There are no “stair steps” in digital audio ! What The Matrix can teach us about “resolution”
The nature of reality
What is the ultimate nature of reality? This the core questions of physics, as well as of classical, rationalist philosophy. We now know that this question relates to interpretations of quantum mechanics.
“Those are the kind of questions in play when a physicist tackles the dry-sounding issue of, “what is the correct interpretation of quantum mechanics?” About 80 years after the original flowering of quantum theory, physicists still don’t agree on an answer. Although quantum mechanics is primarily the physics of the very small – of atoms, electrons, photons and other such particles – the world is made up of those particles. If their individual reality is radically different from what we imagine then surely so too is the reality of the pebbles, people and planets that they make up.”
The Many Interpretations of Quantum Mechanics, Graham P. Collins, Scientific American, November 19, 2007
To what can we compare our knowledge of the universe?
The allegory of Plato’s cave
The Allegory of the Cave was presented by the Greek philosopher Plato the Republic (380 BCE) He retells an analogy created by Socrates, about people who think that they know the true nature of reality – however, as the analogy progresses, we find that they have no idea what the real world is like at all.
The idea is that most people don’t actually understand our own real world – and that we never will without philosophical and scientific inquiry.
Socrates says to imagine a cave where people have been imprisoned from childhood.

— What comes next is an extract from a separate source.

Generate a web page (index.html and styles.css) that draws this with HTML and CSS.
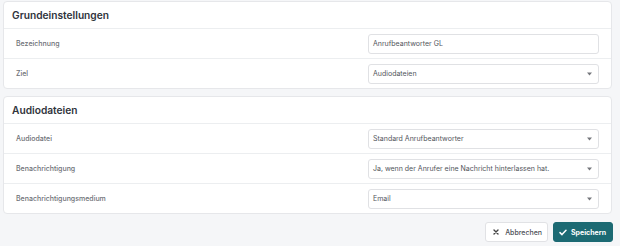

They are chained so that their legs and necks are fixed, forcing them to gaze at the wall in front of them, and not look around at the cave, each other, or themselves
Behind the prisoners is a fire, and between the fire and the prisoners is a raised walkway with a low wall, behind which people walk carrying objects or puppets “of men and other living things”
The masters walk behind the wall – so their bodies do not cast shadows for the prisoners to see. But the objects they carry cast shadows. The prisoners can’t see anything behind them : they only able see the shadows cast on the cave wall in front of them. The sounds of people talking echo off the wall, so the prisoners falsely believe these sounds come from the shadows.
The shadows constitute reality for the prisoners – because they have never seen anything else. They do not realize that what they see are shadows of objects in front of a fire, much less that these objects are inspired by real living things outside the cave
The philosopher (or scientist) is like a prisoner who is freed from the cave and comes to understand that the shadows on the wall do not make up reality at all, for he can perceive the true form of reality – rather than the mere shadows seen by the prisoners.
Plato then supposes that one prisoner is freed: he turns to see the fire. The light would hurt his eyes and make it hard for him to see the objects that are casting the shadows. If he is told that what he saw before was not real but instead that the objects he is now struggling to see are, he would not believe it. In his pain the freed prisoner would turn away and run back to what he is accustomed to, the shadows of the carried objects.
Plato continues: “suppose…that someone should drag him…by force, up the rough ascent, the steep way up, and never stop until he could drag him out into the light of the sun.” The prisoner would be angry and in pain, and this would only worsen when the light of the sun overwhelms his eyes and blinds him.” The sunlight represents the new knowledge that the freed prisoner is experiencing.
Slowly, his eyes adjust to the light of the sun. First he can only see shadows. Gradually he can see reflections of people and things in water, and then later see the people and things themselves. Eventually he is able to look at the stars and moon at night until finally he can look upon the sun itself (516a). Only after he can look straight at the sun “is he able to reason about it” and what it is.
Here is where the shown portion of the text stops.